=== THE TASK ===
Take each line containing the word "components" and copy it.

=== DATA LINES ===
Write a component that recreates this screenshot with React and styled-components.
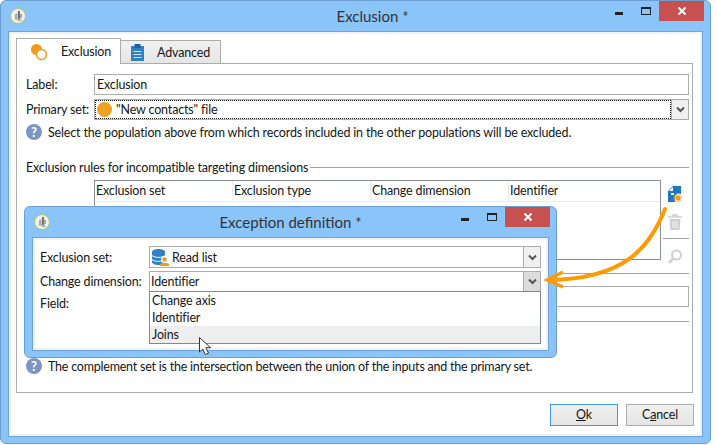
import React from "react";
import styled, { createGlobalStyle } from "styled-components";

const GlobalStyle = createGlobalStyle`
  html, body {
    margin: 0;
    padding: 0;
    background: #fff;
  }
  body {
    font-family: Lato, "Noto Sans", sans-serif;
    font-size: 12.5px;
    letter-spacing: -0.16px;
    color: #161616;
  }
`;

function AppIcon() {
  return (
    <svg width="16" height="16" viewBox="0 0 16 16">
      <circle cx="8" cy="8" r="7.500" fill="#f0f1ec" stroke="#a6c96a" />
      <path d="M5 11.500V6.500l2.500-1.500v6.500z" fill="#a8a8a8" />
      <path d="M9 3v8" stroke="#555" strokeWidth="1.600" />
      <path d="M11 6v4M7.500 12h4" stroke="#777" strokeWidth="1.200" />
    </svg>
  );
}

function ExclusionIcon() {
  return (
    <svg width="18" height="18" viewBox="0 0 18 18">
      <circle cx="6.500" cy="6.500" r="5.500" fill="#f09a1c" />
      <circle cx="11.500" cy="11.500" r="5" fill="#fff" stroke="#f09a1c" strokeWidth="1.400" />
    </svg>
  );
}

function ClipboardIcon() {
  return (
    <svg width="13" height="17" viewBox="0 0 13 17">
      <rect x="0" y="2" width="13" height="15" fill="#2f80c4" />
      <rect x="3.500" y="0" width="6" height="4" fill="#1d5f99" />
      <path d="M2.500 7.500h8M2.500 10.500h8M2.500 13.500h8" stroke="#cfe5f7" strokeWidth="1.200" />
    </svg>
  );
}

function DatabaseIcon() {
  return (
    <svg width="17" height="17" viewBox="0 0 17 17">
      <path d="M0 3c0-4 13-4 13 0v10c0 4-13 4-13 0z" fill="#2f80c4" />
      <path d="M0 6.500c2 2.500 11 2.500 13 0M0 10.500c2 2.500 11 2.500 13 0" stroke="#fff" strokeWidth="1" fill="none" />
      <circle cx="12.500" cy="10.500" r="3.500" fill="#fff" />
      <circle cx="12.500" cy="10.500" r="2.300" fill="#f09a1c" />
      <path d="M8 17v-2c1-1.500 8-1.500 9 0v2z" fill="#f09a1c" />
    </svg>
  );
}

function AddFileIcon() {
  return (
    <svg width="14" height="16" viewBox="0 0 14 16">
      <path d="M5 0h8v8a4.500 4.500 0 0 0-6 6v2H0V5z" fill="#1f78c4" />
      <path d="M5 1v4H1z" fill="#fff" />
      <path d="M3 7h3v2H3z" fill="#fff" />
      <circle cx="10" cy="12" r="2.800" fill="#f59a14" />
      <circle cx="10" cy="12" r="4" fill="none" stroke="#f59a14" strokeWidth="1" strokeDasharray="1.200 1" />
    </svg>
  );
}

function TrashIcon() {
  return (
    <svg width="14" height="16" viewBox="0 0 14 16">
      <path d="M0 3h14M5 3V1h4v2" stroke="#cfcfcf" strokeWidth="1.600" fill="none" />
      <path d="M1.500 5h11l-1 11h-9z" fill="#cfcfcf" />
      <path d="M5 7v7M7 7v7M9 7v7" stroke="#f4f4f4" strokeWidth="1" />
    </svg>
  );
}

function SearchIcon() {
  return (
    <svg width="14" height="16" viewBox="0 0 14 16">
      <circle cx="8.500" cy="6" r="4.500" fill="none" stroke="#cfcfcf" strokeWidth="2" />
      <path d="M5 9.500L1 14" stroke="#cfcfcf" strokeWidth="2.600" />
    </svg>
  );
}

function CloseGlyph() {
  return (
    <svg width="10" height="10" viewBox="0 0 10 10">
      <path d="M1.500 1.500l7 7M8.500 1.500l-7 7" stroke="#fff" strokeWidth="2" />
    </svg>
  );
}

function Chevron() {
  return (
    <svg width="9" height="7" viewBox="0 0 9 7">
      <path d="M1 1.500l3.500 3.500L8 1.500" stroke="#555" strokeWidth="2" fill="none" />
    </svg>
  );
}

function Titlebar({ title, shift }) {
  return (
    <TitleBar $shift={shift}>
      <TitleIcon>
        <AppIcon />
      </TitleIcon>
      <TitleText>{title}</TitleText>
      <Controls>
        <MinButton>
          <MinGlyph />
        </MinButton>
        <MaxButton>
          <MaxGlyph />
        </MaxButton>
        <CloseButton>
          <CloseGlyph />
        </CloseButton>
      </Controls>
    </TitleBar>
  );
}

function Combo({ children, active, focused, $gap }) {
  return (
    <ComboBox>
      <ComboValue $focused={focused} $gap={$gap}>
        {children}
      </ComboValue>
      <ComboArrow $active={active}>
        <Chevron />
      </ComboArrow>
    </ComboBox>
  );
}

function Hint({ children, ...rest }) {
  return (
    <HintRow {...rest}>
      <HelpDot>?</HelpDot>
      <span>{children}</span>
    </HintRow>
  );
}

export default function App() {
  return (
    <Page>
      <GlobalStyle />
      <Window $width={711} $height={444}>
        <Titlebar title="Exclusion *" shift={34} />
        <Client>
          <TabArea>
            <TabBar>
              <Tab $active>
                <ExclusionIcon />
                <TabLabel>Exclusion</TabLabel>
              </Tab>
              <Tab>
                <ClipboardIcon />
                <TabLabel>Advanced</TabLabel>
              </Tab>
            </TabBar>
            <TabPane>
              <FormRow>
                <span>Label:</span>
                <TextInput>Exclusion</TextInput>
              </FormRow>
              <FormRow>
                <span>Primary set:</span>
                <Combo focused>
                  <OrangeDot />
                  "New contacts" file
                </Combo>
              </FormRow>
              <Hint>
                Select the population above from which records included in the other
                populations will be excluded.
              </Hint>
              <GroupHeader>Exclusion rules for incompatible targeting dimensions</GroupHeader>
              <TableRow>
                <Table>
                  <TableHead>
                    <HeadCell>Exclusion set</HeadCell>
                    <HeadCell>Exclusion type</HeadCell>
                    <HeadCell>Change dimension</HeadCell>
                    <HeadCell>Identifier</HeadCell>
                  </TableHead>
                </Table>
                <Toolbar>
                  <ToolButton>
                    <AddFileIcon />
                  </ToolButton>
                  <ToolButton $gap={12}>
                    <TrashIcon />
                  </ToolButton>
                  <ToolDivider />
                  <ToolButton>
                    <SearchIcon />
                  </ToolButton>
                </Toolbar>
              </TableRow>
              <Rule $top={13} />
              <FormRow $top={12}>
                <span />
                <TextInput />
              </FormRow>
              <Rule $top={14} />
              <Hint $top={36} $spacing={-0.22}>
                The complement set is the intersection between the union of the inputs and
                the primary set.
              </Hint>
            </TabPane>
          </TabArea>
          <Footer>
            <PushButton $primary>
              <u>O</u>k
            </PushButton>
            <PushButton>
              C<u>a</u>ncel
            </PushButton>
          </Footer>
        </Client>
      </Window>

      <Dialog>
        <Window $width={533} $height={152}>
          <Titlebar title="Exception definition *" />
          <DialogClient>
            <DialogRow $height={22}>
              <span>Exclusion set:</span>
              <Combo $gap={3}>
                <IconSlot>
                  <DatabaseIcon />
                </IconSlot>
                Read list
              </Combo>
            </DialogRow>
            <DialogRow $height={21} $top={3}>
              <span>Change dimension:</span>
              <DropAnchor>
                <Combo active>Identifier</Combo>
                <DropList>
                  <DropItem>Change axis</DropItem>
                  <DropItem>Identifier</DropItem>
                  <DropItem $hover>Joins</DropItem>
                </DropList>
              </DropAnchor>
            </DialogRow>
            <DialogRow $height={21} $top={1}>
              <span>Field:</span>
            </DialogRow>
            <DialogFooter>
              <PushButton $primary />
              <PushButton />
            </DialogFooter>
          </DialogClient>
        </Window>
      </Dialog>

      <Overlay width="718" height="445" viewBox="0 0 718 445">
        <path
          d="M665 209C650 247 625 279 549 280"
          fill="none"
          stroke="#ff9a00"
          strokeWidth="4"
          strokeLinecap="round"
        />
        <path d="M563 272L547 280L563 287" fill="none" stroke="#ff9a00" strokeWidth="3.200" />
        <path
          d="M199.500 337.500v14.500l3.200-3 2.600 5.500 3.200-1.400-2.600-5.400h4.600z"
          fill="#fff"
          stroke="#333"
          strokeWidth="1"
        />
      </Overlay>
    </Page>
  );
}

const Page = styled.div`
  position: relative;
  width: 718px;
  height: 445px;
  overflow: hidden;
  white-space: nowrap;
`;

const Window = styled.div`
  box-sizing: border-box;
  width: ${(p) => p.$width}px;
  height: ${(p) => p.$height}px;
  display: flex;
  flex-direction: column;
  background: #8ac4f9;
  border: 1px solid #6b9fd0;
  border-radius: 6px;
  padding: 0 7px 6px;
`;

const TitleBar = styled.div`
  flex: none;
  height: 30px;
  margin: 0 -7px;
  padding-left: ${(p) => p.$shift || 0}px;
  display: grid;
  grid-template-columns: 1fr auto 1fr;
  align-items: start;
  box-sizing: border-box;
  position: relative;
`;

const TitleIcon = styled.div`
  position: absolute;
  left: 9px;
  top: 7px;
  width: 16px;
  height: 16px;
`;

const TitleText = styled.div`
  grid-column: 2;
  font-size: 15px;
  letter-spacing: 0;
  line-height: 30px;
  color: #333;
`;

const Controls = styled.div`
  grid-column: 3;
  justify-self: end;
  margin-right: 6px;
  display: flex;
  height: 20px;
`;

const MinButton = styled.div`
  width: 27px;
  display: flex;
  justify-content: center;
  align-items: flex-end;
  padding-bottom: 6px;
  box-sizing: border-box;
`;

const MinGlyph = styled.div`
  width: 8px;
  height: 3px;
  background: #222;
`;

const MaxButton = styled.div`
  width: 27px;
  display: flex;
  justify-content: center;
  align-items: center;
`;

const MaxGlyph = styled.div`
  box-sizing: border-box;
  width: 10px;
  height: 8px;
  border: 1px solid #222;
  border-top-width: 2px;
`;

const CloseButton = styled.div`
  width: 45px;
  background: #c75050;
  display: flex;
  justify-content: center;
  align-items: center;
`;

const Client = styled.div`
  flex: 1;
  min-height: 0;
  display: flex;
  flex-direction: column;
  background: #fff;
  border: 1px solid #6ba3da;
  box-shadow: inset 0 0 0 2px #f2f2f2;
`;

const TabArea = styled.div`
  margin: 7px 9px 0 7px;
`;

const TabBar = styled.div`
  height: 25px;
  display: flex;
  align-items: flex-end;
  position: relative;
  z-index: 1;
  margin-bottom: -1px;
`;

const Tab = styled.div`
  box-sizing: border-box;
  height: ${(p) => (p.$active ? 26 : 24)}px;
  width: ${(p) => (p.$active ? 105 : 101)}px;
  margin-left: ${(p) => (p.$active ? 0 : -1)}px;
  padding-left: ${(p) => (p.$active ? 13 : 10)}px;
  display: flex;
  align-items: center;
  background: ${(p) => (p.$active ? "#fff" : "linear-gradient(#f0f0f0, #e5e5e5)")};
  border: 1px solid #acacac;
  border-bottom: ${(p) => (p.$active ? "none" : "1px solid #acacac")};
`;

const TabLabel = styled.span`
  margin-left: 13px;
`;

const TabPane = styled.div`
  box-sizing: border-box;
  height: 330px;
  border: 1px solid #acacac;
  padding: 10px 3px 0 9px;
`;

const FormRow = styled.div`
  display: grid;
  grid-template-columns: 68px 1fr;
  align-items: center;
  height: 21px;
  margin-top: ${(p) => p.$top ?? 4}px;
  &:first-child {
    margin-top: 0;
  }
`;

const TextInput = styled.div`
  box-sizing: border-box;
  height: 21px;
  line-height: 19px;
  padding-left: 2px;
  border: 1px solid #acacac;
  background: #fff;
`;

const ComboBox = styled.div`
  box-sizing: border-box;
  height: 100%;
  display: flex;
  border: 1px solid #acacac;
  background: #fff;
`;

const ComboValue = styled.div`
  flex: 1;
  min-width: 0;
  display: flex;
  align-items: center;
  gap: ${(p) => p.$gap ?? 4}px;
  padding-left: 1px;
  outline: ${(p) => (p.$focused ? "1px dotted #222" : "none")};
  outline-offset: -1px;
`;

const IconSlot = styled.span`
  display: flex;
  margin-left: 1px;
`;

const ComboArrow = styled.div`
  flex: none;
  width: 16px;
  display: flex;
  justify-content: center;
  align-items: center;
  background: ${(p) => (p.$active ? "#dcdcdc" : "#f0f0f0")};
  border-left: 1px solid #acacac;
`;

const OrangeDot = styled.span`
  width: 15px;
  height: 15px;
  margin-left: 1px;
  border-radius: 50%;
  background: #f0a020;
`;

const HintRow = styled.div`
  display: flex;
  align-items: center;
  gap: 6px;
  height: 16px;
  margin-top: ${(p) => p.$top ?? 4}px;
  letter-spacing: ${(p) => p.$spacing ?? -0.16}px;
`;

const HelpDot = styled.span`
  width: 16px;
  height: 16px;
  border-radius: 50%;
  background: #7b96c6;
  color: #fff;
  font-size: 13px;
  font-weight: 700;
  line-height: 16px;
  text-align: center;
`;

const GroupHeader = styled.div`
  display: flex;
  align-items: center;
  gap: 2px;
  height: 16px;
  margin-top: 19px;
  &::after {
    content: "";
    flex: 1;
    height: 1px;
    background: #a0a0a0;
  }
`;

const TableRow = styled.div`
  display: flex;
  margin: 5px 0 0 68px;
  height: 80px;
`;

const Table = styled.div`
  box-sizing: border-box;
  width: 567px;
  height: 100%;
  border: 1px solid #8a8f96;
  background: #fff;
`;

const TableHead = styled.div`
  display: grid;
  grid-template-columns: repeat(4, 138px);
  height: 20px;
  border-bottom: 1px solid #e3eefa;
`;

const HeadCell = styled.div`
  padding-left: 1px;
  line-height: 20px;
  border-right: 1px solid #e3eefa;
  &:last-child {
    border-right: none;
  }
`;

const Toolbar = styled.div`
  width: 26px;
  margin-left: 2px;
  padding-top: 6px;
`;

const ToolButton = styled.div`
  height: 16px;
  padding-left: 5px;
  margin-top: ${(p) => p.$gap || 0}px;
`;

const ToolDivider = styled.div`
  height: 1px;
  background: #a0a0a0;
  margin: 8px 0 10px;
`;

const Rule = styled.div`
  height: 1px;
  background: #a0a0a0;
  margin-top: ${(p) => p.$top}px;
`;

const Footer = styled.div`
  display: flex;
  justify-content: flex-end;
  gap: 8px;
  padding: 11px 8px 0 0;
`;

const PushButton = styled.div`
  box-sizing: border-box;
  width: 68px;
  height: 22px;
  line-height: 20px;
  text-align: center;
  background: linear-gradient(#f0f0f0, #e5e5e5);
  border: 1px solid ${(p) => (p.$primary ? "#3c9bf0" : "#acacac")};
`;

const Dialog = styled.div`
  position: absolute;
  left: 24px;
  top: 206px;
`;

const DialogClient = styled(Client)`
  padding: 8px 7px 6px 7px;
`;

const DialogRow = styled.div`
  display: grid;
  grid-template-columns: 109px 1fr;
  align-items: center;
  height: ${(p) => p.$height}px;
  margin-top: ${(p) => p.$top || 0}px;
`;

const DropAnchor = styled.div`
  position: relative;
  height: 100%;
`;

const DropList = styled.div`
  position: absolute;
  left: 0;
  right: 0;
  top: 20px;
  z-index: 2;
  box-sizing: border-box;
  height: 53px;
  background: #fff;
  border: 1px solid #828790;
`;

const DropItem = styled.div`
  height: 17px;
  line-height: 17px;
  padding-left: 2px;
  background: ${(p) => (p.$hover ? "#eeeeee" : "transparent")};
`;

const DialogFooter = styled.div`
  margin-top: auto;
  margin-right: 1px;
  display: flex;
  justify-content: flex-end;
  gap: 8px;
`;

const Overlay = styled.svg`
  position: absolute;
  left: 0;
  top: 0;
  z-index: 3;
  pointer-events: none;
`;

=== OUTPUT OF THE TASK ===
Write a component that recreates this screenshot with React and styled-components.
import styled, { createGlobalStyle } from "styled-components";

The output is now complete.